A split 2-1 trial court ruling, upheld by a split 2-1 state Appeals Court decision, allowed felons to register and vote in last November’s election.
The state’s highest court overruled those lower courts.
“Our state constitution ties voting rights to the obligation that all citizens have to refrain from criminal misconduct,” wrote Justice Trey Allen for the 5-2 majority. “Specifically, it denies individuals with felony convictions the right to vote unless their citizenship rights are restored ‘in the manner prescribed by law.’ No party to this litigation disputes the validity of Article VI, Section 2(3) of the North Carolina Constitution.”
“This case is therefore not about whether disenfranchisement should be a consequence
of a felony conviction,” Allen added. “The state constitution says that it must be, and we are bound by that mandate.”
Plaintiffs instead challenged laws approved in the 1970s to set the rules for felons to regain voting rights. “The evidence does not prove that legislators intended their reforms … in the early 1970s to disadvantage African Americans, nor does it substantiate plaintiffs’ other constitutional claims,” Allen wrote. “It is not unconstitutional to insist that felons pay their debt to society as a condition of participating in the electoral process.

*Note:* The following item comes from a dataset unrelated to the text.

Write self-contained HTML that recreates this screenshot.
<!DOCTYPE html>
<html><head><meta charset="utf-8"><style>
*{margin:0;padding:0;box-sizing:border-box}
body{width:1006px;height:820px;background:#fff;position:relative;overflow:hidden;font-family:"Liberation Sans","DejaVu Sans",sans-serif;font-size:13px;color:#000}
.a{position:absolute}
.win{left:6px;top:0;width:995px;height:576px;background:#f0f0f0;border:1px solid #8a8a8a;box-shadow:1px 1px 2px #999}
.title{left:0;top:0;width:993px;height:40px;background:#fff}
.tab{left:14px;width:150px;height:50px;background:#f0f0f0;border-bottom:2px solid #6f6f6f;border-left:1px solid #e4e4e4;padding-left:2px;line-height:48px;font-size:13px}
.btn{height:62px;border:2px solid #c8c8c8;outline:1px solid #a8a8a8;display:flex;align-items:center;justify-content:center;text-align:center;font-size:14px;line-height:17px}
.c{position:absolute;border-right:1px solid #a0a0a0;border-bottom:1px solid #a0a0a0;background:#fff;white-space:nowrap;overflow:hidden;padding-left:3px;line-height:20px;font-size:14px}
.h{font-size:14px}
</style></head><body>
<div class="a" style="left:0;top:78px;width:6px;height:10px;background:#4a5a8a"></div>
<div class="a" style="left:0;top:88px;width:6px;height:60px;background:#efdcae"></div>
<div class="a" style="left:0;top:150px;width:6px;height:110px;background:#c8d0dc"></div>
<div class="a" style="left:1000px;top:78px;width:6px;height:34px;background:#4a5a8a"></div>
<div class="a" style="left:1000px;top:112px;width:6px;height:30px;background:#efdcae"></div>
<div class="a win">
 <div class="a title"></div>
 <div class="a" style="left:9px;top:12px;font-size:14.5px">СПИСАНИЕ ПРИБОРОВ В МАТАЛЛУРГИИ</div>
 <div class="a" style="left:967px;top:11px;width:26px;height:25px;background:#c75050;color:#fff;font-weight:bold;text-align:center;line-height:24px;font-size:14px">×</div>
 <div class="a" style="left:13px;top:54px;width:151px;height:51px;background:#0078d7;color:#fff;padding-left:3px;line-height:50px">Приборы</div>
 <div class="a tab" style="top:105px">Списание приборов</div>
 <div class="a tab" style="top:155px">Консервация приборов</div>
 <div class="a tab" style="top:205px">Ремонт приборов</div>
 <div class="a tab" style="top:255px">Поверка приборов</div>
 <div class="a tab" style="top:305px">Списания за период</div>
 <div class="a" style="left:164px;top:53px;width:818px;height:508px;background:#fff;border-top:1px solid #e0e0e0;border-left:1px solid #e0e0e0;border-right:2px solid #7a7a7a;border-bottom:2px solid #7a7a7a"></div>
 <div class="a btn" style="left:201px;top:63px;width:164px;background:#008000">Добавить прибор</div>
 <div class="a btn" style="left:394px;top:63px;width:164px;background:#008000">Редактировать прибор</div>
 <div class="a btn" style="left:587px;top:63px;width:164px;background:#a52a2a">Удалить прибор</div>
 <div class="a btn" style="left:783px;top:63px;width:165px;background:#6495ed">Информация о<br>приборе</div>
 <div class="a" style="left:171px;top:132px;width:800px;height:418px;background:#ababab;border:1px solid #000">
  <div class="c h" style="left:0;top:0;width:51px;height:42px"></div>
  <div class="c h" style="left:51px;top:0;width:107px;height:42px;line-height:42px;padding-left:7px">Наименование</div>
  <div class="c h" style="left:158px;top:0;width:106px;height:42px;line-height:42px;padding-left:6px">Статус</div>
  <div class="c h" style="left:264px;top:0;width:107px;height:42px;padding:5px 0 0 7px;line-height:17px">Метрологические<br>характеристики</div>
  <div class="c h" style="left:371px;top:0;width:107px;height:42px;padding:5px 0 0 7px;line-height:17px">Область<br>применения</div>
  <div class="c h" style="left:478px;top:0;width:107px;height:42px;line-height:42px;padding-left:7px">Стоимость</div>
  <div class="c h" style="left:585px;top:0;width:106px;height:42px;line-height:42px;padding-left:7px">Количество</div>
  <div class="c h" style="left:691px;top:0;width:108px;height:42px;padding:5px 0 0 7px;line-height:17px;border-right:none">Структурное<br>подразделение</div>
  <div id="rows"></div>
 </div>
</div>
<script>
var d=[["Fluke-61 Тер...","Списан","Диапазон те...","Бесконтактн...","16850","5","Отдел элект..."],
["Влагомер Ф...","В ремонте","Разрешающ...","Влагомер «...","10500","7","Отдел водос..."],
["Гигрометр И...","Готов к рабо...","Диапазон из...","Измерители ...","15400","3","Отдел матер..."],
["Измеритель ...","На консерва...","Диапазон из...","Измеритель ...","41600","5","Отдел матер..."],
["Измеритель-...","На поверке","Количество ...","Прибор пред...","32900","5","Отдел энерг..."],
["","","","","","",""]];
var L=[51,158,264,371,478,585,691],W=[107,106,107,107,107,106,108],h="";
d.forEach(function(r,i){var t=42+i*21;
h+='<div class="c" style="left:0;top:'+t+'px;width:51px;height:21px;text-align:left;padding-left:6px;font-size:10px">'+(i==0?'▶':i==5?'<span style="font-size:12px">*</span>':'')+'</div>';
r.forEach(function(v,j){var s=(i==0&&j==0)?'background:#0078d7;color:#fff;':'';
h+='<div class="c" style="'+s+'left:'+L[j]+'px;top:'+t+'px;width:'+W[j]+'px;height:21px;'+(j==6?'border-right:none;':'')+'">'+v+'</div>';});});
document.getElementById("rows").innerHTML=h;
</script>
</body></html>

We therefore reverse the trial court’s final order and judgment.”
“The General Assembly did not engage in racial discrimination or otherwise violate the North Carolina Constitution by requiring individuals with felony convictions to complete their sentences — including probation, parole, or post-release supervision — before they regain the right to vote,” Allen added.
Justice Anita Earls wrote for the dissenting Democratic justices. “The majority’s decision in this case will one day be repudiated on two grounds,” she wrote. “First, because it seeks to justify the denial of a basic human right to citizens and thereby perpetuates a vestige of slavery, and second, because the majority violates a basic tenant of appellate review by ignoring the facts as found by the trial court and substituting its own.”